Contributing
Taskdn is developed in a monorepo on GitHub. The CLI, desktop app, specifications, and this website all live there. The Obsidian plugin has its own repository.
Current Status
Section titled “Current Status”I’m not actively looking for contributors right now. The desktop app needs to be finished first, and the codebase is still settling. Once that’s done, I’ll expand these guidelines with setup instructions, coding standards, and areas where help would be useful.
That said, constructive feedback is welcome. If you’ve got thoughts on the specs, the CLI interface, or how things work, open an issue.
Issues and Pull Requests
Section titled “Issues and Pull Requests”Raise issues on the main taskdn repository, including issues about the Obsidian plugin. Pull requests for the Obsidian plugin go to its own repository.
Building Your Own Implementation
Section titled “Building Your Own Implementation”If you want to build your own tool that works with Taskdn files, implement the S1 specification. That’s the file format: field names, valid values, directory structure. Meet that spec and your tool will read and write files that work with everything else.

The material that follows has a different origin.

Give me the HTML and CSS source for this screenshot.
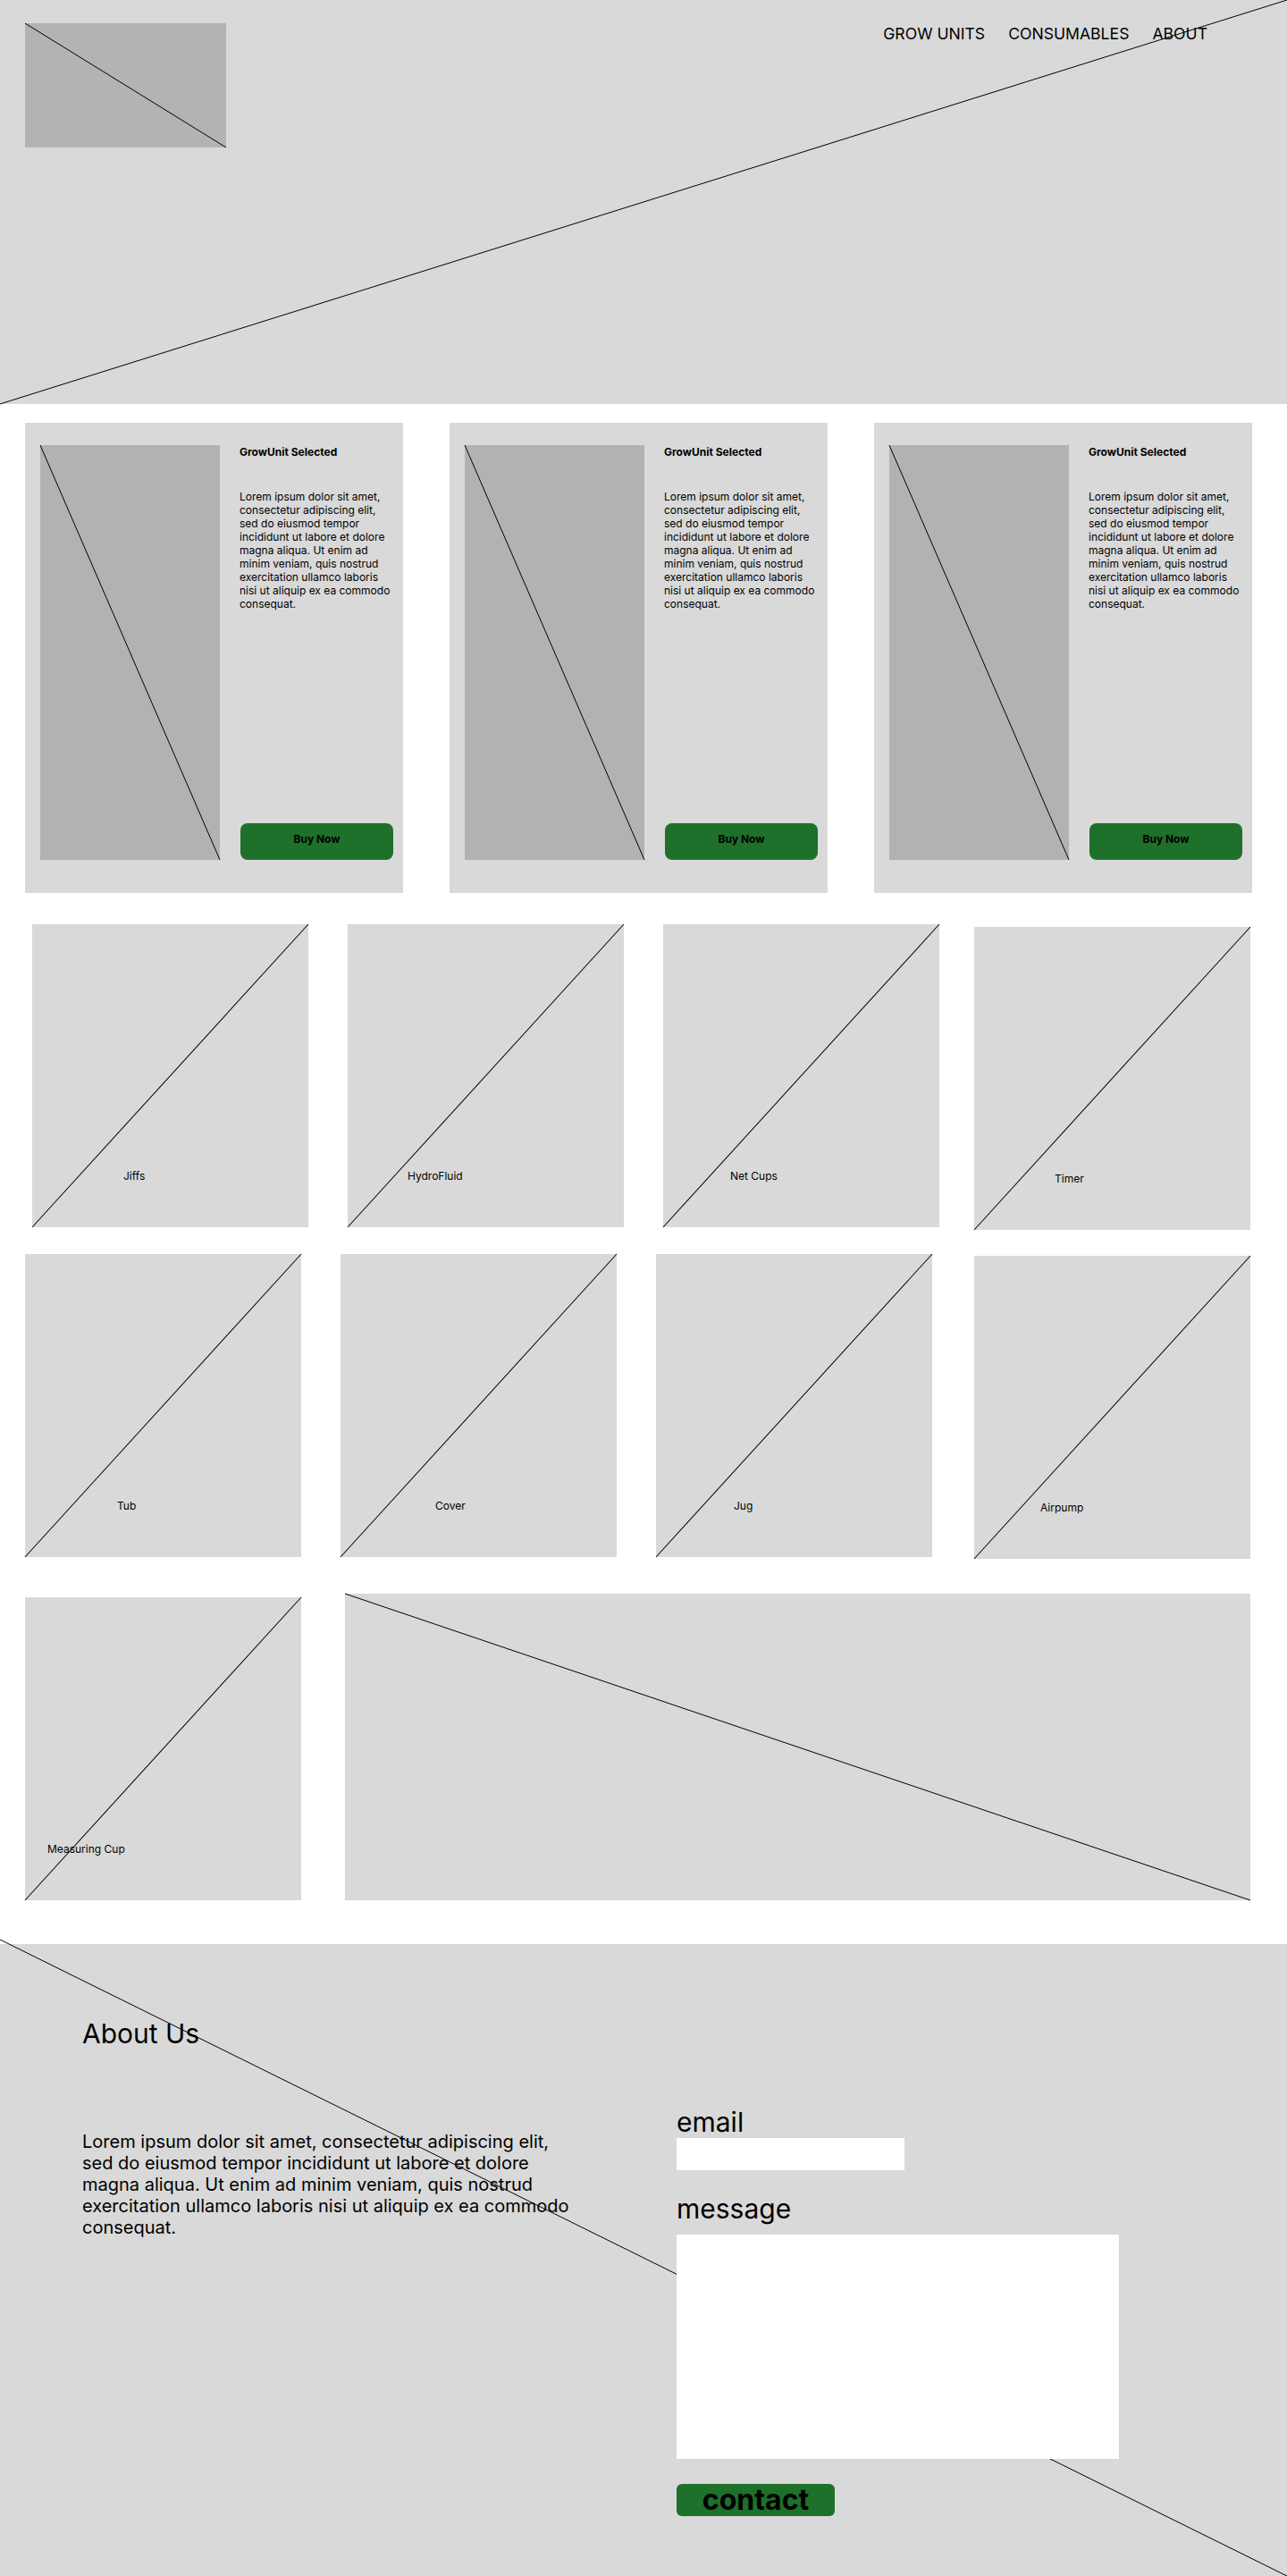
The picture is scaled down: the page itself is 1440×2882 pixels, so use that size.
FILE: index.html
```html
<!DOCTYPE html>
<html lang="en">
<head>
    <meta charset="UTF-8">
    <meta name="viewport" content="width=device-width, initial-scale=1.0">
    <title>GrowUnit Shop</title>
    <link rel="stylesheet" href="styles.css">
</head>
<body>

    <header class="hero">
        <div class="logo">
            <svg class="x-line" viewBox="0 0 100 100" preserveAspectRatio="none"><line x1="0" y1="0" x2="100" y2="100"/></svg>
        </div>
        <nav class="main-nav">
            <a href="#">GROW UNITS</a>
            <a href="#">CONSUMABLES</a>
            <a href="#">ABOUT</a>
        </nav>
        <svg class="x-line hero-line" viewBox="0 0 100 100" preserveAspectRatio="none"><line x1="0" y1="100" x2="100" y2="0"/></svg>
    </header>

    <section class="units">
        <div class="unit-card">
            <div class="unit-img">
                <svg class="x-line" viewBox="0 0 100 100" preserveAspectRatio="none"><line x1="0" y1="0" x2="100" y2="100"/></svg>
            </div>
            <div class="unit-body">
                <h3>GrowUnit Selected</h3>
                <p>Lorem ipsum dolor sit amet, consectetur adipiscing elit, sed do eiusmod tempor incididunt ut labore et dolore magna aliqua. Ut enim ad minim veniam, quis nostrud exercitation ullamco laboris nisi ut aliquip ex ea commodo consequat.</p>
                <button class="buy-btn">Buy Now</button>
            </div>
        </div>
        <div class="unit-card">
            <div class="unit-img">
                <svg class="x-line" viewBox="0 0 100 100" preserveAspectRatio="none"><line x1="0" y1="0" x2="100" y2="100"/></svg>
            </div>
            <div class="unit-body">
                <h3>GrowUnit Selected</h3>
                <p>Lorem ipsum dolor sit amet, consectetur adipiscing elit, sed do eiusmod tempor incididunt ut labore et dolore magna aliqua. Ut enim ad minim veniam, quis nostrud exercitation ullamco laboris nisi ut aliquip ex ea commodo consequat.</p>
                <button class="buy-btn">Buy Now</button>
            </div>
        </div>
        <div class="unit-card">
            <div class="unit-img">
                <svg class="x-line" viewBox="0 0 100 100" preserveAspectRatio="none"><line x1="0" y1="0" x2="100" y2="100"/></svg>
            </div>
            <div class="unit-body">
                <h3>GrowUnit Selected</h3>
                <p>Lorem ipsum dolor sit amet, consectetur adipiscing elit, sed do eiusmod tempor incididunt ut labore et dolore magna aliqua. Ut enim ad minim veniam, quis nostrud exercitation ullamco laboris nisi ut aliquip ex ea commodo consequat.</p>
                <button class="buy-btn">Buy Now</button>
            </div>
        </div>
    </section>

    <section class="consumables">
        <div class="tile-row row-1">
            <div class="tile">
                <svg class="x-line" viewBox="0 0 100 100" preserveAspectRatio="none"><line x1="0" y1="100" x2="100" y2="0"/></svg>
                <span class="tile-label jiffs">Jiffs</span>
            </div>
            <div class="tile">
                <svg class="x-line" viewBox="0 0 100 100" preserveAspectRatio="none"><line x1="0" y1="100" x2="100" y2="0"/></svg>
                <span class="tile-label hydro">HydroFluid</span>
            </div>
            <div class="tile">
                <svg class="x-line" viewBox="0 0 100 100" preserveAspectRatio="none"><line x1="0" y1="100" x2="100" y2="0"/></svg>
                <span class="tile-label netcups">Net Cups</span>
            </div>
            <div class="tile">
                <svg class="x-line" viewBox="0 0 100 100" preserveAspectRatio="none"><line x1="0" y1="100" x2="100" y2="0"/></svg>
                <span class="tile-label timer">Timer</span>
            </div>
        </div>
        <div class="tile-row row-2">
            <div class="tile">
                <svg class="x-line" viewBox="0 0 100 100" preserveAspectRatio="none"><line x1="0" y1="100" x2="100" y2="0"/></svg>
                <span class="tile-label tub">Tub</span>
            </div>
            <div class="tile">
                <svg class="x-line" viewBox="0 0 100 100" preserveAspectRatio="none"><line x1="0" y1="100" x2="100" y2="0"/></svg>
                <span class="tile-label cover">Cover</span>
            </div>
            <div class="tile">
                <svg class="x-line" viewBox="0 0 100 100" preserveAspectRatio="none"><line x1="0" y1="100" x2="100" y2="0"/></svg>
                <span class="tile-label jug">Jug</span>
            </div>
            <div class="tile">
                <svg class="x-line" viewBox="0 0 100 100" preserveAspectRatio="none"><line x1="0" y1="100" x2="100" y2="0"/></svg>
                <span class="tile-label airpump">Airpump</span>
            </div>
        </div>
        <div class="tile-row row-3">
            <div class="tile">
                <svg class="x-line" viewBox="0 0 100 100" preserveAspectRatio="none"><line x1="0" y1="100" x2="100" y2="0"/></svg>
                <span class="tile-label cup">Measuring Cup</span>
            </div>
            <div class="banner">
                <svg class="x-line" viewBox="0 0 100 100" preserveAspectRatio="none"><line x1="0" y1="0" x2="100" y2="100"/></svg>
            </div>
        </div>
    </section>

    <section class="about">
        <svg class="x-line about-line" viewBox="0 0 100 100" preserveAspectRatio="none"><line x1="0" y1="0" x2="100" y2="100"/></svg>
        <div class="about-text">
            <h2>About Us</h2>
            <p>Lorem ipsum dolor sit amet, consectetur adipiscing elit, sed do eiusmod tempor incididunt ut labore et dolore magna aliqua. Ut enim ad minim veniam, quis nostrud exercitation ullamco laboris nisi ut aliquip ex ea commodo consequat.</p>
        </div>
        <form class="contact-form">
            <label for="email">email</label>
            <input type="text" id="email">
            <label for="message" class="msg-label">message</label>
            <textarea id="message"></textarea>
            <button type="button" class="contact-btn">contact</button>
        </form>
    </section>

</body>
</html>
```

FILE: styles.css
```css
/* Grundlayout */
body {
    margin: 0;
    font-family: Inter, "Noto Sans", sans-serif;
    color: #000000;
    background-color: #ffffff;
}

/* Diagonale Platzhalter-Linien */
.x-line {
    position: absolute;
    top: 0;
    left: 0;
    width: 100%;
    height: 100%;
    pointer-events: none;
    overflow: visible;
}

.x-line line {
    stroke: #000000;
    stroke-width: 1;
    vector-effect: non-scaling-stroke;
}

/* Header */
.hero {
    position: relative;
    height: 452px;
    box-sizing: border-box;
    padding: 26px 89px 0 28px;
    background-color: #d9d9d9;
    display: flex;
    justify-content: space-between;
    align-items: flex-start;
}

.logo {
    position: relative;
    width: 225px;
    height: 139px;
    background-color: #b4b3b3;
}

.main-nav {
    display: flex;
    gap: 26px;
    margin-top: 1px;
    font-size: 17.6px;
}

.main-nav a {
    color: #000000;
    text-decoration: none;
}

.hero-line {
    z-index: 1;
}

/* GrowUnit Karten */
.units {
    display: flex;
    gap: 52px;
    padding: 21px 0 0 28px;
}

.unit-card {
    width: 423px;
    height: 526px;
    box-sizing: border-box;
    padding: 25px 11px 37px 17px;
    background-color: #d9d9d9;
    display: flex;
    gap: 22px;
}

.unit-img {
    position: relative;
    flex: none;
    width: 201px;
    height: 464px;
    background-color: #b3b2b0;
}

.unit-body {
    flex: 1;
    display: flex;
    flex-direction: column;
}

.unit-body h3 {
    margin: 0 0 35px;
    font-size: 12px;
    font-weight: 700;
    line-height: 15px;
}

.unit-body p {
    margin: 0;
    font-size: 12px;
    line-height: 15px;
}

.buy-btn {
    margin-top: auto;
    margin-left: 1px;
    width: 171px;
    height: 41px;
    padding: 0 0 7px;
    border: none;
    border-radius: 8px;
    background-color: #1e702a;
    color: #000000;
    font-family: inherit;
    font-size: 12px;
    font-weight: 700;
}

/* Verbrauchsmaterial-Kacheln */
.consumables {
    padding-top: 35px;
}

.tile-row {
    display: flex;
    align-items: flex-start;
    gap: 44px;
}

.tile {
    position: relative;
    flex: none;
    width: 309px;
    height: 339px;
    background-color: #d9d9d9;
    font-size: 12px;
}

.tile-label {
    display: inline-block;
    margin-top: 274px;
}

.row-1 {
    padding-left: 36px;
}

.row-1 .tile:last-child {
    margin-left: -5px;
    margin-top: 3px;
}

.row-2 {
    margin-top: 27px;
    padding-left: 28px;
}

.row-2 .tile:last-child {
    margin-left: 3px;
    margin-top: 2px;
}

.row-3 {
    margin-top: 39px;
    padding-left: 28px;
    gap: 49px;
}

.row-3 .tile {
    margin-top: 4px;
}

.jiffs { margin-left: 102px; }
.hydro { margin-left: 67px; }
.netcups { margin-left: 75px; }
.timer { margin-left: 90px; }
.tub { margin-left: 103px; }
.cover { margin-left: 106px; }
.jug { margin-left: 87px; }
.airpump { margin-left: 74px; }
.cup { margin-left: 25px; }

.banner {
    position: relative;
    width: 1013px;
    height: 343px;
    background-color: #d9d9d9;
}

/* Über uns / Kontakt */
.about {
    position: relative;
    margin-top: 49px;
    height: 707px;
    box-sizing: border-box;
    padding: 82px 0 0 92px;
    background-color: #d9d9d9;
    display: grid;
    grid-template-columns: 665px 1fr;
    align-items: start;
}

.about-line {
    top: -5px;
    height: calc(100% + 5px);
}

.about-text,
.contact-form {
    position: relative;
    z-index: 1;
}

.about-text h2 {
    margin: 0;
    font-size: 30px;
    font-weight: 400;
}

.about-text p {
    width: 550px;
    margin: 91px 0 0;
    font-size: 20px;
    line-height: 24px;
}

.contact-form {
    display: flex;
    flex-direction: column;
    align-items: flex-start;
    padding-top: 99px;
}

.contact-form label {
    font-size: 30px;
}

.contact-form input {
    width: 255px;
    height: 36px;
    box-sizing: border-box;
    border: none;
    background-color: #ffffff;
}

.contact-form .msg-label {
    margin-top: 25px;
}

.contact-form textarea {
    margin-top: 11px;
    width: 495px;
    height: 251px;
    box-sizing: border-box;
    border: none;
    resize: none;
    background-color: #ffffff;
}

.contact-btn {
    margin-top: 28px;
    width: 177px;
    height: 36px;
    padding: 0;
    border: none;
    border-radius: 6px;
    background-color: #1e702a;
    color: #000000;
    font-family: inherit;
    font-size: 32px;
    font-weight: 700;
    line-height: 36px;
}
```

If you’re building something, let me know. I’m keen to see other implementations and will link to them from the docs.
Licensing
Section titled “Licensing”The Taskdn monorepo uses different licenses for different components:
- Specifications (tdn-specs) — CC BY 4.0. Use them freely, with attribution.
- Desktop App (tdn-desktop) — AGPL-3.0. Modifications must be shared under the same license.
- CLI, Plugins, Website code — MIT. Standard permissive license.
- Website content — CC BY 4.0. Documentation requires attribution.
Contributing to the Desktop App
Section titled “Contributing to the Desktop App”The desktop app uses AGPL-3.0 with a Contributor License Agreement (CLA). If you submit a pull request to tdn-desktop/, you’ll be asked to agree to the CLA. This grants Danny Smith the right to use your contribution under other licenses, preserving the option to dual-license or commercialize in the future.
Your code will still be publicly available under AGPL-3.0. The CLA just ensures the project maintainer retains flexibility. See CLA.md for the full agreement.
Contributions to other parts of the repo don’t require a CLA.